The prices of alphanumeric and graphic human-machine interface (HMIs) have fallen dramatically in the past few years. Programming these HMIs has also gotten considerably easier, thanks to drag-and-drop integrated development environment (IDEs) that often automatically import PLC and PAC tags. These developments have led to HMI installations on even the simplest of machines.
At its simplest, an HMI offers a simulation of buttons and indicators, maybe error and status messages. At its most complex, an HMI provides a graphical view into a process or machine. The more sophisticated HMIs are beginning to offer two-or-more-finger control. This allows the user to zoom into a graphical image to produce more detail, like zooming in on a Web page or photograph on your smart phone. If a process of a machine is showing a fault or alarm, using the zoom function allows the user to identify the exact part creating the alarm. If a motor is overheating, zooming into the motor from a larger overview graphic can give the operator or maintenance person real-time information about the cause of the trouble. Taping the motor may provide present temperature, current draw, histograms of operating conditions, the part number of the motor or even a link to a video for replacement instructions. The limits are the imagination of the design engineer and the development budget.
HMIs were once typically connected to some control device in a one-to-one configuration. Modern HMIs can connect to multiple devices and systems, such as multiple PLCs, the plant’s manufacturing execution system (MES), field service management (FSM) system and Web pages generated by data from Industrial Internet of Things (IIoT) smart devices. All of this information can be leveraged to create powerful diagnostic aids.
IIoT devices often have many built-in diagnostic functions. Most offer a Web-page interface to view these features. If the desire is to display the information within the context of existing HMI pages, some programming may be required to cull the specific items of interest and place them on the HMI where desired. Examples of the code required may be included in the device’s instruction manual or in white papers available for download.

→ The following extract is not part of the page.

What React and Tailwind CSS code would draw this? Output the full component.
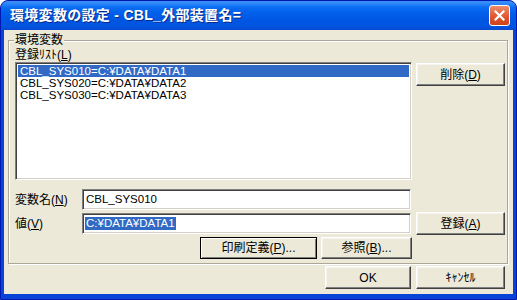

Even on less powerful HMIs, the controller’s digital and analog inputs and outputs, with detailed comments, can have their states reflected on screen. Some HMI and controller combinations can display the controller logic on screen. This allows a maintenance person to quickly troubleshoot logic and I/O issues without having to log into the controller with a computer. Displaying the actual logic within the controller is usually limited to having the controller and the HMI built by the same manufacturer. If the machine or process operations can be broken into distinct steps or states, a process-flowchart HMI screen can be developed that indicates the current status and can aid in diagnosing problems.
A great deal of information and many theories are available on alarm management. Generally, alarms are broken into at least three categories.
- Immediate-stop alarms are conditions that indicate an unsafe condition or a condition that requires the machine or process to be immediately stopped—emergency stops (e-stops), open gates, loss of power to some sections, circuit breaker trips or any condition that puts the machine into a state that is unsafe or cannot allow the machine to complete its current cycle or process.
- A cycle-stop alarm will allow the machine to complete the current cycle but not allow another one to begin until the cause of the alarm is addressed—low raw material, some conveyor jambs, motors starting to overheat or specific operations, such as a pneumatic cylinder extending, taking slightly longer than expected.
- Warnings occur when a condition that should be addressed exists, but the operations can proceed without damage—hoppers getting full, excessive blocked or starved times or low oil pressures caused by a plugged filter.
Often, one alarm condition can generate several individual alarm conditions. It is important to capture the initial condition and indicate that it is the cause of the secondary conditions. Alarm management can be a tricky balancing act. It is important to detect and act upon critical alarms while at the same time not creating nuisance alarms.
Just because you can doesn’t mean you should. I have personally been involved with projects that cost hundreds of thousands of dollars and hundreds of person-hours creating very detailed alarming and troubleshooting tools, only to have the project implemented and the maintenance people not ever use the tools created for them. The customer always gets what the customer asks for, correct? An engineer designing a project that includes HMI-based troubleshooting aids would do well to talk with the people who will be maintaining the equipment to find out what they will use. Training the customer and the maintenance people after the project is implemented is crucial. Tools serve no purpose if they are unknown or unused.